• **OBJECTIVE**
Quote all of the data that follows exactly as written, skipping the images.
## BEGIN
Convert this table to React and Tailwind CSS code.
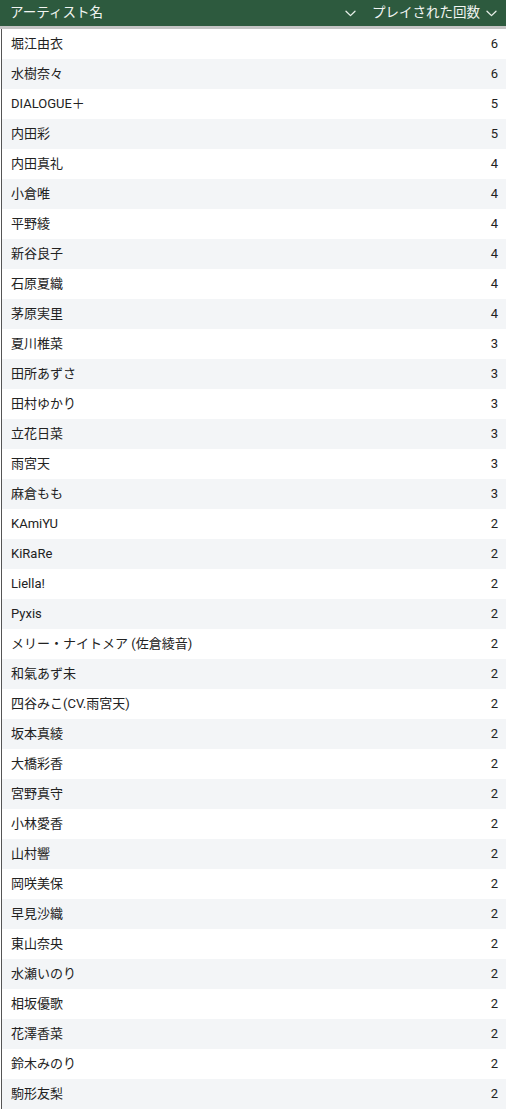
import React from "react";

const rows = [
  ["堀江由衣", 6], ["水樹奈々", 6], ["DIALOGUE＋", 5], ["内田彩", 5], ["内田真礼", 4], ["小倉唯", 4],
  ["平野綾", 4], ["新谷良子", 4], ["石原夏織", 4], ["茅原実里", 4], ["夏川椎菜", 3], ["田所あずさ", 3],
  ["田村ゆかり", 3], ["立花日菜", 3], ["雨宮天", 3], ["麻倉もも", 3], ["KAmiYU", 2], ["KiRaRe", 2],
  ["Liella!", 2], ["Pyxis", 2], ["メリー・ナイトメア (佐倉綾音)", 2], ["和氣あず未", 2], ["四谷みこ(CV.雨宮天)", 2],
  ["坂本真綾", 2], ["大橋彩香", 2], ["宮野真守", 2], ["小林愛香", 2], ["山村響", 2], ["岡咲美保", 2],
  ["早見沙織", 2], ["東山奈央", 2], ["水瀬いのり", 2], ["相坂優歌", 2], ["花澤香菜", 2], ["鈴木みのり", 2], ["駒形友梨", 2],
];

function Chevron() {
  return (
    <svg width="11" height="7" viewBox="0 0 11 7" fill="none" className="shrink-0">
      <path d="M1 1.2 L5.5 5.6 L10 1.2" stroke="#e8efe9" strokeWidth="1.3" strokeLinecap="round" strokeLinejoin="round" />
    </svg>
  );
}

export default function App() {
  return (
    <div
      className="w-[506px] h-[1114px] bg-white overflow-hidden text-[#222]"
      style={{ fontFamily: 'Roboto, "Noto Sans CJK JP", "Noto Sans", sans-serif' }}
    >
      <div className="flex h-[26px] bg-[#2d5a3e] text-[#f2f5f2] text-[13.5px] items-center whitespace-nowrap">
        <div className="flex items-center justify-between w-[362px] pl-[10px] pr-[6px]">
          <span className="leading-none">アーティスト名</span>
          <Chevron />
        </div>
        <div className="flex items-center justify-end flex-1 gap-[6px] pr-[9px]">
          <span className="leading-none">プレイされた回数</span>
          <Chevron />
        </div>
      </div>
      <div className="h-[3px] bg-[#c4c4c4]" />
      <div className="ml-[1px] border-l border-[#555]">
        {rows.map(([name, n], i) => (
          <div
            key={name}
            className={`flex items-center justify-between h-[30px] pl-[9px] pr-[8px] text-[13px] ${
              i % 2 === 0 ? "bg-white" : "bg-[#f3f5f7]"
            }`}
          >
            <span>{name}</span>
            <span>{n}</span>
          </div>
        ))}
      </div>
    </div>
  );
}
## END
• **TASK RESPONSE**
Convert this table to React and Tailwind CSS code.
import React from "react";

const rows = [
  ["堀江由衣", 6], ["水樹奈々", 6], ["DIALOGUE＋", 5], ["内田彩", 5], ["内田真礼", 4], ["小倉唯", 4],
  ["平野綾", 4], ["新谷良子", 4], ["石原夏織", 4], ["茅原実里", 4], ["夏川椎菜", 3], ["田所あずさ", 3],
  ["田村ゆかり", 3], ["立花日菜", 3], ["雨宮天", 3], ["麻倉もも", 3], ["KAmiYU", 2], ["KiRaRe", 2],
  ["Liella!", 2], ["Pyxis", 2], ["メリー・ナイトメア (佐倉綾音)", 2], ["和氣あず未", 2], ["四谷みこ(CV.雨宮天)", 2],
  ["坂本真綾", 2], ["大橋彩香", 2], ["宮野真守", 2], ["小林愛香", 2], ["山村響", 2], ["岡咲美保", 2],
  ["早見沙織", 2], ["東山奈央", 2], ["水瀬いのり", 2], ["相坂優歌", 2], ["花澤香菜", 2], ["鈴木みのり", 2], ["駒形友梨", 2],
];

function Chevron() {
  return (
    <svg width="11" height="7" viewBox="0 0 11 7" fill="none" className="shrink-0">
      <path d="M1 1.2 L5.5 5.6 L10 1.2" stroke="#e8efe9" strokeWidth="1.3" strokeLinecap="round" strokeLinejoin="round" />
    </svg>
  );
}

export default function App() {
  return (
    <div
      className="w-[506px] h-[1114px] bg-white overflow-hidden text-[#222]"
      style={{ fontFamily: 'Roboto, "Noto Sans CJK JP", "Noto Sans", sans-serif' }}
    >
      <div className="flex h-[26px] bg-[#2d5a3e] text-[#f2f5f2] text-[13.5px] items-center whitespace-nowrap">
        <div className="flex items-center justify-between w-[362px] pl-[10px] pr-[6px]">
          <span className="leading-none">アーティスト名</span>
          <Chevron />
        </div>
        <div className="flex items-center justify-end flex-1 gap-[6px] pr-[9px]">
          <span className="leading-none">プレイされた回数</span>
          <Chevron />
        </div>
      </div>
      <div className="h-[3px] bg-[#c4c4c4]" />
      <div className="ml-[1px] border-l border-[#555]">
        {rows.map(([name, n], i) => (
          <div
            key={name}
            className={`flex items-center justify-between h-[30px] pl-[9px] pr-[8px] text-[13px] ${
              i % 2 === 0 ? "bg-white" : "bg-[#f3f5f7]"
            }`}
          >
            <span>{name}</span>
            <span>{n}</span>
          </div>
        ))}
      </div>
    </div>
  );
}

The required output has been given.